Milei a commencé à tenter de limiter les illusions le soir de la victoire, lorsqu’il a déclaré que les conditions du pays étaient critiques, qu’il allait "respecter à la lettre les engagements pris" (accord avec le FMI) et qu’ "il n’y a pas de place pour le gradualisme" parce que l’Argentine a besoin de "changements drastiques". En d’autres termes une perspective austéritaire à la Macri, du nom du président libéral éjecté du pouvoir en 2019 après avoir provoqué une forte crise économique, mais avec 40 degrés de fièvre. Il est difficile de penser que la société, et surtout ses secteurs populaires, qui a imposé des limites à Macri lorsqu’il a adopté la même feuille de route, en comptant sur un gouvernement plus fort et une situation politique nationale plus favorable, ne le fera pas à nouveau.

Enfin, en termes de stratégie politique, la coalition Unión por la Patria a payé le prix de sa prétention à affronter l’extrême droite en construisant un ’"extrême centre" sans conviction, un projet politique cherchant à ressembler le plus possible à ses adversaires, à défendre un ordre austéritaire négocié avec le FMI et à contenir la mobilisation populaire au profit d’une stratégie purement électorale. La "coup de maître" qui a porté ses fruits en 2019, après quatre ans de gouvernement désastreux de Macri, ne pouvait pas avoir la même efficacité quand le gouvernement sortant fait face au bilan de sa propre administration, qui a continué de faire la même chose que son prédécesseur en attendant des résultats différents.

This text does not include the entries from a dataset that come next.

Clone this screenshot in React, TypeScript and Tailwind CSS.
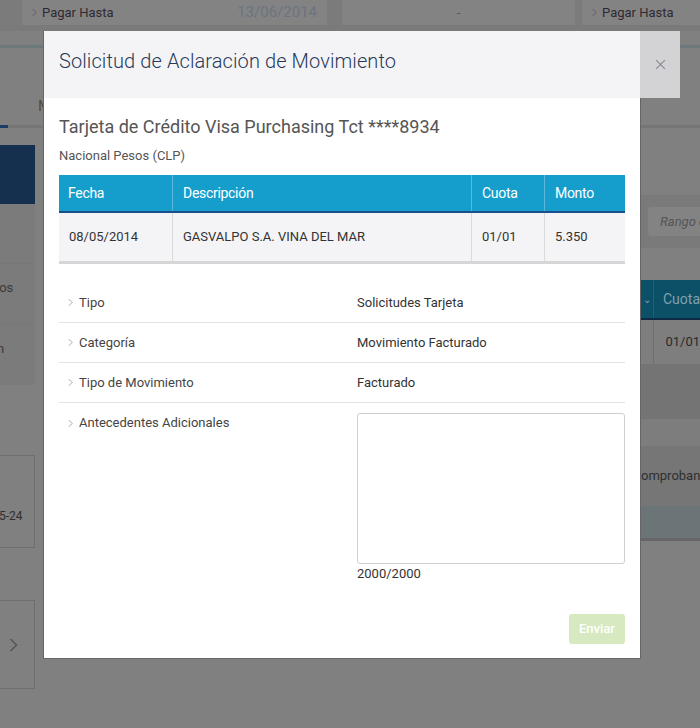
import React from "react";

const rows = [
  { label: "Tipo", value: "Solicitudes Tarjeta" },
  { label: "Categoría", value: "Movimiento Facturado" },
  { label: "Tipo de Movimiento", value: "Facturado" },
];

const Chevron = ({ className = "" }: { className?: string }) => (
  <svg viewBox="0 0 6 10" className={className} fill="none" stroke="currentColor" strokeWidth="1">
    <path d="M1 1l4 4-4 4" />
  </svg>
);

const BackgroundPage = () => (
  <div className="w-[700px] h-[728px] bg-[#808080] text-[13px]">
    {/* top summary cards */}
    <div className="flex h-[25px] bg-[#7b7b7b]">
      <div className="ml-[22px] w-[305px] bg-[#838383] flex items-center pl-[10px] pr-[10px]">
        <Chevron className="w-[5px] h-[9px] text-[#555] mr-[5px]" />
        <span className="text-[#2e2a33] text-[13px]">Pagar Hasta</span>
        <span className="ml-auto text-[#6b7480] text-[15px]">13/06/2014</span>
      </div>
      <div className="ml-[15px] w-[233px] bg-[#838383] flex items-center justify-center text-[#3d5c7c]">-</div>
      <div className="ml-[7px] flex-1 bg-[#838383] flex items-center pl-[10px]">
        <Chevron className="w-[5px] h-[9px] text-[#555] mr-[5px]" />
        <span className="text-[#2e2a33]">Pagar Hasta</span>
      </div>
    </div>
    <div className="h-[6px] bg-[#7a7a7a]" />
    <div className="h-[14px]" />
    <div className="h-[3px] bg-[#6d787d]" />
    {/* tabs */}
    <div className="h-[77px] flex items-end pl-[38px] pb-[8px] text-[#5a4a3c] text-[15px]">M</div>
    <div className="h-[3px] bg-[#767676] flex">
      <div className="w-[8px] bg-[#1c3c66]" />
    </div>
    <div className="flex">
      {/* left sidebar */}
      <div className="w-[35px] pt-[17px] shrink-0 overflow-hidden">
        <div className="h-[59px] bg-[#15304f]" />
        <div className="h-[60px] bg-[#7b7b7b] border-b border-[#777]" />
        <div className="h-[60px] bg-[#7b7b7b] border-b border-[#777] flex items-center pb-[11px] text-[#3a3a3a] text-[13px]">
          <span className="-ml-[5px]">tos</span>
        </div>
        <div className="h-[61px] bg-[#7b7b7b] flex items-center pb-[11px] text-[#3a3a3a] text-[13px]">
          <span className="-ml-[3px]">n</span>
        </div>
        <div className="mt-[70px] h-[93px] border border-l-0 border-[#6e6e6e] flex items-end pb-[22px] text-[#2f2f2f] text-[12px]">
          <span className="-ml-[1px]">5-24</span>
        </div>
        <div className="mt-[52px] h-[89px] border border-l-0 border-[#6e6e6e] flex items-center text-[#555]">
          <Chevron className="w-[9px] h-[20px] ml-[9px]" />
        </div>
      </div>
      <div className="flex-1" />
      {/* right content peeking out */}
      <div className="w-[59px] shrink-0">
        <div className="h-[67px]" />
        <div className="h-[53px] bg-[#7a7a7a] flex items-center pl-[7px]">
          <div className="h-[29px] w-full rounded-l-[3px] bg-[#838383] flex items-center pl-[12px] italic text-[#555] whitespace-nowrap overflow-hidden">Rango d</div>
        </div>
        <div className="h-[32px]" />
        <div className="h-[40px] bg-[#0c5068] border-b-2 border-[#0f2a44] flex items-center text-[#7fa0ae] whitespace-nowrap overflow-hidden">
          <div className="w-[18px] h-full border-r border-[#245f74] flex items-center justify-center text-[10px]">⌄</div>
          <span className="pl-[9px] text-[14px]">Cuota</span>
        </div>
        <div className="h-[44px] bg-[#7e7e7e] flex items-center">
          <div className="w-[18px] h-full border-r border-[#6e6e6e]" />
          <span className="pl-[11px] text-[#2a2a2a] whitespace-nowrap">01/01</span>
        </div>
        <div className="h-[55px] bg-[#747474]" />
        <div className="h-[27px] bg-[#7d7d7d]" />
        <div className="h-[60px] bg-[#767676] flex items-center text-[#2f2f2f] whitespace-nowrap overflow-hidden">omprobant</div>
        <div className="h-[35px] bg-[#6b7577] border-b-[3px] border-[#666]" />
      </div>
    </div>
  </div>
);

export default function App() {
  return (
    <div className="relative w-[700px] h-[728px] overflow-hidden font-['Roboto',_'Liberation_Sans',_sans-serif]">
      <BackgroundPage />

      {/* modal */}
      <div className="absolute left-[43px] top-[31px] flex items-start">
        <div className="w-[598px] bg-white border-r border-b border-l border-[#666]">
          <div className="h-[67px] bg-[#f4f4f6] flex items-center pl-[15px] pb-[7px]">
            <h2 className="text-[20px] font-light text-[#283a5a] tracking-[0.1px]">
              Solicitud de Aclaración de Movimiento
            </h2>
          </div>
          <div className="px-[15px] pt-[18px] pb-[14px]">
            <h3 className="text-[18px] leading-[22px] text-[#555]">
              Tarjeta de Crédito Visa Purchasing Tct ****8934
            </h3>
            <p className="mt-[10px] text-[13px] leading-[16px] text-[#555]">Nacional Pesos (CLP)</p>

            <div className="mt-[11px] w-[566px]">
              <div className="flex h-[38px] bg-[#159ecc] text-white text-[14px] tracking-[-0.3px] border-b-2 border-[#1d4e8c]">
                <div className="w-[114px] pl-[9px] flex items-center border-r border-[#5bb8dc]">Fecha</div>
                <div className="w-[299px] pl-[10px] flex items-center border-r border-[#5bb8dc]">Descripción</div>
                <div className="w-[73px] pl-[10px] flex items-center border-r border-[#5bb8dc]">Cuota</div>
                <div className="flex-1 pl-[10px] flex items-center">Monto</div>
              </div>
              <div className="flex h-[51px] bg-[#f4f4f6] text-[13px] text-[#333] border-b-[3px] border-[#d6d6d6]">
                <div className="w-[114px] pl-[10px] flex items-center border-r border-[#d9d9d9]">08/05/2014</div>
                <div className="w-[299px] pl-[10px] flex items-center border-r border-[#d9d9d9]">GASVALPO S.A. VINA DEL MAR</div>
                <div className="w-[73px] pl-[10px] flex items-center border-r border-[#d9d9d9]">01/01</div>
                <div className="flex-1 pl-[10px] flex items-center">5.350</div>
              </div>
            </div>

            <div className="mt-[19px] text-[13px] text-[#444]">
              {rows.map((r) => (
                <div key={r.label} className="h-[40px] flex items-center border-b border-[#e3e3e3]">
                  <div className="w-[298px] flex items-center pl-[9px]">
                    <Chevron className="w-[5px] h-[9px] text-[#999] mr-[6px]" />
                    <span>{r.label}</span>
                  </div>
                  <span className="text-[#333]">{r.value}</span>
                </div>
              ))}
              <div className="flex pt-[10px]">
                <div className="w-[298px] flex items-center pl-[9px] h-[20px]">
                  <Chevron className="w-[5px] h-[9px] text-[#999] mr-[6px]" />
                  <span>Antecedentes Adicionales</span>
                </div>
                <div className="flex-1">
                  <textarea
                    className="block w-[268px] h-[151px] border border-[#cfcfcf] rounded-[3px] resize-none outline-none"
                    defaultValue=""
                  />
                  <div className="mt-[2px] text-[13px] leading-[16px] text-[#333]">2000/2000</div>
                </div>
              </div>
            </div>

            <div className="mt-[32px] flex justify-end">
              <button className="w-[56px] h-[30px] rounded-[3px] bg-[#d7e9c1] text-white text-[13px] font-medium">
                Enviar
              </button>
            </div>
          </div>
        </div>
        <button className="w-[40px] h-[67px] bg-[#d3d3d5] flex items-center justify-center text-[#858c98] -ml-px">
          <svg viewBox="0 0 10 10" className="w-[11px] h-[11px]" stroke="currentColor" strokeWidth="1.1">
            <path d="M1 1l8 8M9 1l-8 8" />
          </svg>
        </button>
      </div>
    </div>
  );
}
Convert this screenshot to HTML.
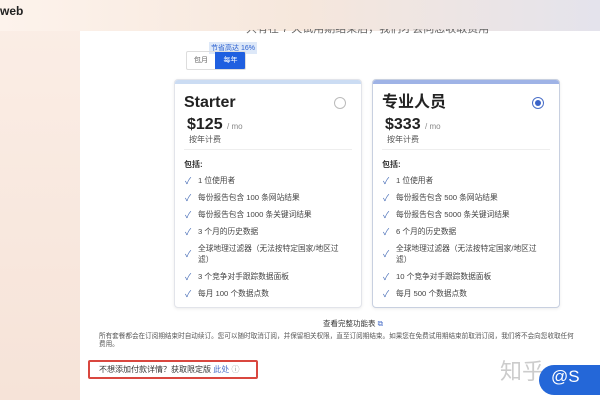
<!DOCTYPE html><html><head><meta charset="utf-8"><style>
*{margin:0;padding:0;box-sizing:border-box}
body{width:600px;height:400px;overflow:hidden;position:relative;background:#fff;font-family:"Liberation Sans","Noto Sans CJK SC",sans-serif;color:#333}
.side{position:absolute;left:0;top:0;width:80px;height:400px;background:linear-gradient(180deg,#fbeee6,#f6e3d8)}
.top{position:absolute;left:0;top:0;width:600px;height:31px;background:linear-gradient(90deg,#fdf3ec,#f6e7dc 50%,#e4e3ec)}
.logo{position:absolute;left:0;top:4px;font-weight:bold;font-size:12px;color:#222}
.sub{position:absolute;left:246px;top:29px;font-size:11px;color:#666;height:6px;overflow:hidden;line-height:11px}
.sub span{position:relative;top:-5px}
.badge{position:absolute;left:209px;top:42px;font-size:7px;color:#2a5fd0;background:#dde8f8;padding:1px 2px}
.tog{position:absolute;left:186px;top:51px;width:60px;height:19px;border:1px solid #ddd;border-radius:2px;font-size:7px;overflow:hidden}
.tog span{position:absolute;top:0;height:17px;line-height:17px;text-align:center}
.card{position:absolute;top:79px;width:188px;height:229px;border:1px solid #e2e4ea;border-radius:4px;background:#fff;box-shadow:0 1px 3px rgba(0,0,0,.08);overflow:hidden}
.card .bar{height:4px}
.card h2{position:absolute;left:9px;top:13px;font-size:16px;line-height:20px;height:20px;font-weight:bold;color:#222}
.radio{position:absolute;left:159px;top:17px;width:12px;height:12px;border:1px solid #bbb;border-radius:50%}
.price{position:absolute;left:12px;top:36px;font-size:16px;font-weight:bold;color:#222;line-height:18px}
.price small{font-size:8px;font-weight:normal;color:#888}
.yr{position:absolute;left:14px;top:54px;font-size:8px;color:#555}
.hr{position:absolute;left:9px;right:9px;top:69px;border-top:1px solid #eee}
.inc{position:absolute;left:9px;top:79px;font-size:8px;font-weight:bold;color:#333}
ul{position:absolute;left:9px;top:95px;list-style:none;font-size:7.7px;color:#444;width:175px}
li{position:relative;padding-left:14px;line-height:11px;margin-bottom:6px;white-space:nowrap}
li:before{content:"✓";position:absolute;left:1px;top:1px;color:#4a6fb8;font-size:9px}
li.two:before{top:6px}
.full{position:absolute;left:323px;top:318px;font-size:7.5px;color:#333}
.fine{position:absolute;left:99px;top:333px;width:520px;font-size:6.6px;line-height:8px;color:#555}
.red{position:absolute;left:88px;top:360px;width:170px;height:19px;border:2px solid #d9473f;border-radius:2px;font-size:8px;line-height:15px;padding-left:9px;color:#333}
.zh{position:absolute;left:500px;top:354px;font-size:22px;color:#ccc;font-family:"Noto Sans CJK SC",sans-serif}
.pill{position:absolute;left:539px;top:365px;width:80px;height:30px;border-radius:15px;background:#2467d8;color:#fff;font-size:17px;padding-left:12px;line-height:24px}
</style></head><body>
<div class="side"></div><div class="top"></div>
<div class="logo">web</div>
<div class="sub"><span>只有在 7 天试用期结束后，我们才会向您收取费用</span></div>
<div class="badge">节省高达 16%</div>
<div class="tog"><span style="left:0;width:28px;color:#666">包月</span><span style="left:28px;width:31px;background:#1f5fe0;color:#fff">每年</span></div>
<div class="card" style="left:174px"><div class="bar" style="background:#cbdcf3"></div>
<h2>Starter</h2><div class="radio"></div>
<div class="price">$125 <small>/ mo</small></div><div class="yr">按年计费</div><div class="hr"></div><div class="inc">包括:</div>
<ul><li>1 位使用者</li><li>每份报告包含 100 条网站结果</li><li>每份报告包含 1000 条关键词结果</li><li>3 个月的历史数据</li><li class="two">全球地理过滤器（无法按特定国家/地区过<br>滤）</li><li>3 个竞争对手跟踪数据面板</li><li>每月 100 个数据点数</li></ul></div>
<div class="card" style="left:372px;border-color:#c8d0e0"><div class="bar" style="background:#9fb3e6"></div>
<h2>专业人员</h2><div class="radio" style="border-color:#4a6fc8"><div style="width:6px;height:6px;background:#3a64c8;border-radius:50%;margin:2px"></div></div>
<div class="price">$333 <small>/ mo</small></div><div class="yr">按年计费</div><div class="hr"></div><div class="inc">包括:</div>
<ul><li>1 位使用者</li><li>每份报告包含 500 条网站结果</li><li>每份报告包含 5000 条关键词结果</li><li>6 个月的历史数据</li><li class="two">全球地理过滤器（无法按特定国家/地区过<br>滤）</li><li>10 个竞争对手跟踪数据面板</li><li>每月 500 个数据点数</li></ul></div>
<div class="full">查看完整功能表 <span style="color:#4a6fc8">⧉</span></div>
<div class="fine">所有套餐都会在订阅期结束时自动续订。您可以随时取消订阅，并保留相关权限，直至订阅期结束。如果您在免费试用期结束前取消订阅，我们将不会向您收取任何<br>费用。</div>
<div class="red">不想添加付款详情？获取限定版 <span style="color:#4a6fc8">此处</span> <span style="color:#999">ⓘ</span></div>
<div class="zh">知乎</div><div class="pill">@S</div>
</body></html>
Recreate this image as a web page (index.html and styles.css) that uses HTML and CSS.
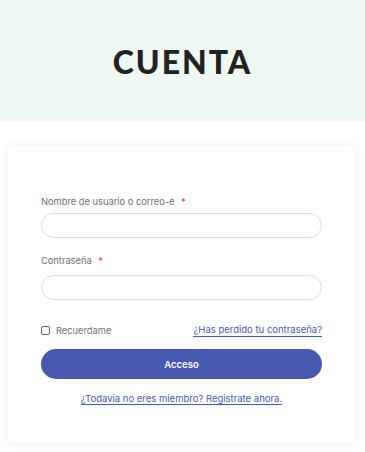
FILE: index.html
```html
<!DOCTYPE html>
<html lang="es">
<head>
<meta charset="utf-8">
<link rel="stylesheet" href="styles.css">
</head>
<body>
<header class="hero"><h1 class="title">CUENTA</h1></header>
<main class="wrap">
  <form class="card">
    <label class="label">Nombre de usuario o correo-e <span class="req">*</span></label>
    <input class="field" type="text">
    <label class="label second">Contraseña <span class="req">*</span></label>
    <input class="field" type="password">
    <div class="row">
      <label class="remember"><span class="box"></span>Recuerdame</label>
      <a class="link" href="#">¿Has perdido tu contraseña?</a>
    </div>
    <button class="btn" type="button">Acceso</button>
    <div class="bottom"><a class="link" href="#">¿Todavia no eres miembro? Registrate ahora.</a></div>
  </form>
</main>
</body>
</html>
```
FILE: styles.css
```css
* { box-sizing: border-box; }
html, body { margin: 0; padding: 0; background: #fff; }
body { font-family: Inter, "Liberation Sans", sans-serif; width: 365px; height: 452px; overflow: hidden; }
.hero { background: #eef7f1; height: 121px; display: flex; align-items: center; justify-content: center; }
.title { margin: 0; font-family: "Lato", sans-serif; font-weight: 900; font-size: 32px; letter-spacing: 2px; color: #222; padding-top: 2px; }
.wrap { padding: 25px 10px 0 8px; }
.card { background: #fff; border-radius: 6px; box-shadow: 0 0 10px rgba(0,0,0,0.08); padding: 50px 33px 0 33px; display: flex; flex-direction: column; height: 297px; }
.label { display: block; font-size: 9.3px; color: #707070; line-height: 12px; height: 12px; margin-bottom: 5px; }
.label.second { margin-top: 17px; margin-bottom: 8px; }
.req { color: #e23b3b; margin-left: 4px; }
.field { flex: none; height: 25px; border: 1px solid #dcdcdc; border-radius: 13px; background: #fff; width: 281px; margin: 0; padding: 0; }
.row { flex: none; display: flex; justify-content: space-between; align-items: center; margin-top: 23px; height: 14px; }
.remember { display: flex; align-items: center; font-size: 9.3px; color: #707070; }
.box { width: 9px; height: 9px; border: 1px solid #666; border-radius: 2px; margin-right: 6px; }
.link { color: #4a5ab0; font-size: 9.5px; text-decoration: none; border-bottom: 1px solid #4a5ab0; line-height: 12px; }
.btn { flex: none; margin: 12px 0 0 0; padding: 0; height: 30px; width: 281px; border: none; border-radius: 15px; background: #4759b1; color: #fff; font-family: Inter, sans-serif; font-weight: 600; font-size: 9.5px; }
.bottom { flex: none; text-align: center; margin-top: 11px; line-height: 12px; }
```
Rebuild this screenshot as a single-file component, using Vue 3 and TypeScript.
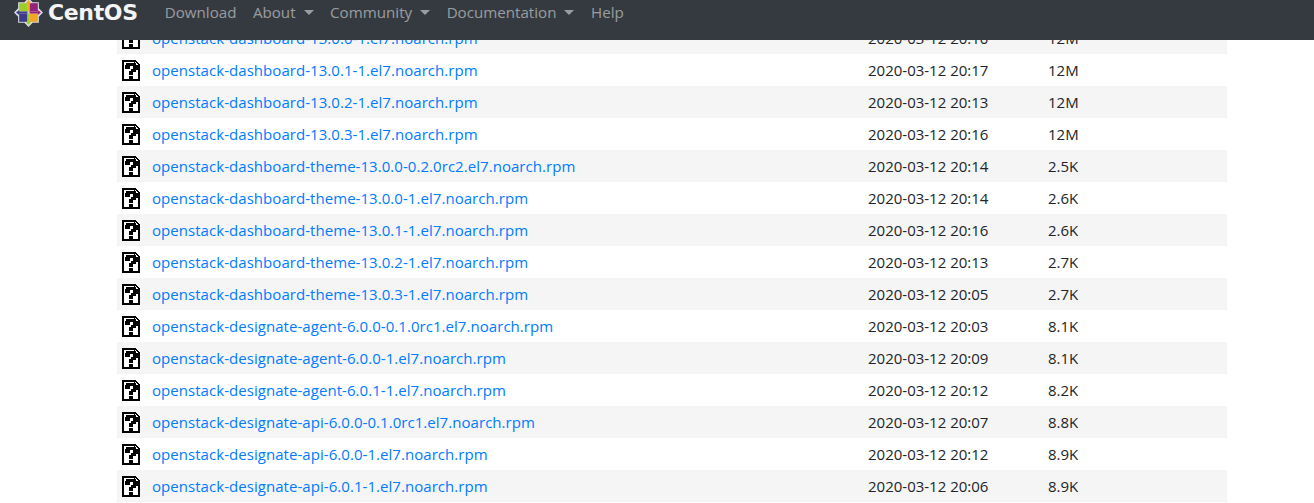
<script setup lang="ts">
interface Row { name: string; date: string; size: string }
const rows: Row[] = [
  { name: 'openstack-dashboard-13.0.0-1.el7.noarch.rpm', date: '2020-03-12 20:10', size: '12M' },
  { name: 'openstack-dashboard-13.0.1-1.el7.noarch.rpm', date: '2020-03-12 20:17', size: '12M' },
  { name: 'openstack-dashboard-13.0.2-1.el7.noarch.rpm', date: '2020-03-12 20:13', size: '12M' },
  { name: 'openstack-dashboard-13.0.3-1.el7.noarch.rpm', date: '2020-03-12 20:16', size: '12M' },
  { name: 'openstack-dashboard-theme-13.0.0-0.2.0rc2.el7.noarch.rpm', date: '2020-03-12 20:14', size: '2.5K' },
  { name: 'openstack-dashboard-theme-13.0.0-1.el7.noarch.rpm', date: '2020-03-12 20:14', size: '2.6K' },
  { name: 'openstack-dashboard-theme-13.0.1-1.el7.noarch.rpm', date: '2020-03-12 20:16', size: '2.6K' },
  { name: 'openstack-dashboard-theme-13.0.2-1.el7.noarch.rpm', date: '2020-03-12 20:13', size: '2.7K' },
  { name: 'openstack-dashboard-theme-13.0.3-1.el7.noarch.rpm', date: '2020-03-12 20:05', size: '2.7K' },
  { name: 'openstack-designate-agent-6.0.0-0.1.0rc1.el7.noarch.rpm', date: '2020-03-12 20:03', size: '8.1K' },
  { name: 'openstack-designate-agent-6.0.0-1.el7.noarch.rpm', date: '2020-03-12 20:09', size: '8.1K' },
  { name: 'openstack-designate-agent-6.0.1-1.el7.noarch.rpm', date: '2020-03-12 20:12', size: '8.2K' },
  { name: 'openstack-designate-api-6.0.0-0.1.0rc1.el7.noarch.rpm', date: '2020-03-12 20:07', size: '8.8K' },
  { name: 'openstack-designate-api-6.0.0-1.el7.noarch.rpm', date: '2020-03-12 20:12', size: '8.9K' },
  { name: 'openstack-designate-api-6.0.1-1.el7.noarch.rpm', date: '2020-03-12 20:06', size: '8.9K' },
]
const links = [
  { label: 'Download', caret: false },
  { label: 'About', caret: true },
  { label: 'Community', caret: true },
  { label: 'Documentation', caret: true },
  { label: 'Help', caret: false },
]
</script>

<template>
  <div class="page">
    <header class="nav">
      <div class="brand">
        <svg class="logo" width="29" height="29" viewBox="0 0 28 28">
          <path d="M14 0l4 4h6v6l4 4-4 4v6h-6l-4 4-4-4H4v-6l-4-4 4-4V4h6z" fill="#dcdce0" />
          <rect x="5" y="5" width="8" height="8" fill="#9ccd2a" />
          <rect x="15" y="5" width="8" height="8" fill="#932279" />
          <rect x="5" y="15" width="8" height="8" fill="#3d3a8c" />
          <rect x="15" y="15" width="8" height="8" fill="#efa724" />
          <path d="M14 2l2.500 3H15v8h-2V5h-1.500z" fill="#efa724" />
          <path d="M26 14l-3 2.500V15h-8v-2h8v-1.500z" fill="#932279" />
          <path d="M14 26l-2.500-3H13v-8h2v8h1.500z" fill="#9ccd2a" />
          <path d="M2 14l3-2.500V13h8v2H5v1.500z" fill="#3d3a8c" />
        </svg>
        <span class="word">CentOS</span>
      </div>
      <nav class="links">
        <a v-for="l in links" :key="l.label" class="link">
          {{ l.label }}<i v-if="l.caret" class="caret"></i>
        </a>
      </nav>
    </header>
    <main class="list">
      <div v-for="r in rows" :key="r.name" class="row">
        <svg class="file" width="18" height="21" viewBox="0 0 18 21" shape-rendering="crispEdges">
          <path d="M0 0h13l5 5v16H0z" fill="#000" />
          <path d="M2 2h10v4h4v13H2z" fill="#fff" />
          <path d="M13 2l3 3h-3z" fill="#fff" />
          <path d="M4 3h10v2h2v5h-2v2h-3v3H7v-4h2V9h2V6H8v3H3V5h1z" fill="#000" />
          <rect x="7" y="16" width="4" height="3" fill="#000" />
        </svg>
        <a class="name">{{ r.name }}</a>
        <span class="date">{{ r.date }}</span>
        <span class="size">{{ r.size }}</span>
      </div>
    </main>
  </div>
</template>

<style>
html, body { margin: 0; background: #fff; overflow: hidden; }
</style>

<style scoped>
.page {
  position: relative;
  height: 503px;
  overflow: hidden;
  font-family: "Open Sans", "Noto Sans", sans-serif;
  font-size: 15px;
  color: #212529;
}
.nav {
  position: absolute;
  inset: 0 0 auto 0;
  z-index: 2;
  height: 40px;
  background: #343a40;
  display: flex;
  align-items: flex-start;
}
.brand {
  display: flex;
  align-items: center;
  margin-left: 14px;
  height: 25px;
  gap: 5px;
}
.word {
  color: #f4f4f4;
  font-family: "DejaVu Sans", sans-serif;
  font-size: 22px;
  font-weight: 700;
  letter-spacing: -0.35px;
}
.links { display: flex; margin-left: 27px; font-size: 15.15px; }
.link {
  color: rgba(255, 255, 255, 0.5);
  height: 24px;
  line-height: 24px;
  margin-right: 16.500px;
  display: flex;
  align-items: center;
}
.caret {
  display: inline-block;
  margin-left: 8px;
  border-top: 5px solid rgba(255, 255, 255, 0.5);
  border-left: 5px solid transparent;
  border-right: 5px solid transparent;
}
.list {
  margin: 0 87px 0 117px;
  padding-top: 22px;
}
.row {
  height: 32px;
  display: flex;
  align-items: center;
}
.row:nth-child(odd) { background: #f5f5f5; }
.file { margin-left: 5px; flex: none; }
.name { margin-left: 12px; width: 716px; color: #007bff; white-space: nowrap; letter-spacing: 0.05px; }
.date { width: 180px; white-space: nowrap; }
.size { white-space: nowrap; }
</style>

Les célèbres conseillers brésiliens qui ont repensé et professionnalisé la campagne de Massa, et qui avaient dirigé la campagne triomphale de Lula contre Bolsonaro, se sont trompés sur un seul point : le contexte. Cette élection ressemblait plus (même dans ses résultats) à celle que Fernando Haddad avait perdue face à l’ex-capitaine en 2018, qu’au Lula victorieux venu capitaliser sur les désastres causés par Bolsonaro au pouvoir.

La crise chronique et la décadence ininterrompue de l’Argentine ont donné naissance à un nouvel outsider, produit d’une société somnambule qui ne va nulle part, soumise aux coups de boutoir d’une réalité invivable. Peut-être que le "monstre" qui a émergé de l’ancien monde qui ne veut pas mourir et du nouveau qui ne veut pas naître sera celui qui fera sortir l’Argentine de sa léthargie, pour qu’elle reprenne le caractère contestataire qui, tout au long de l’histoire, lui a permis de se défendre face aux attaques et de provoquer de véritables changements.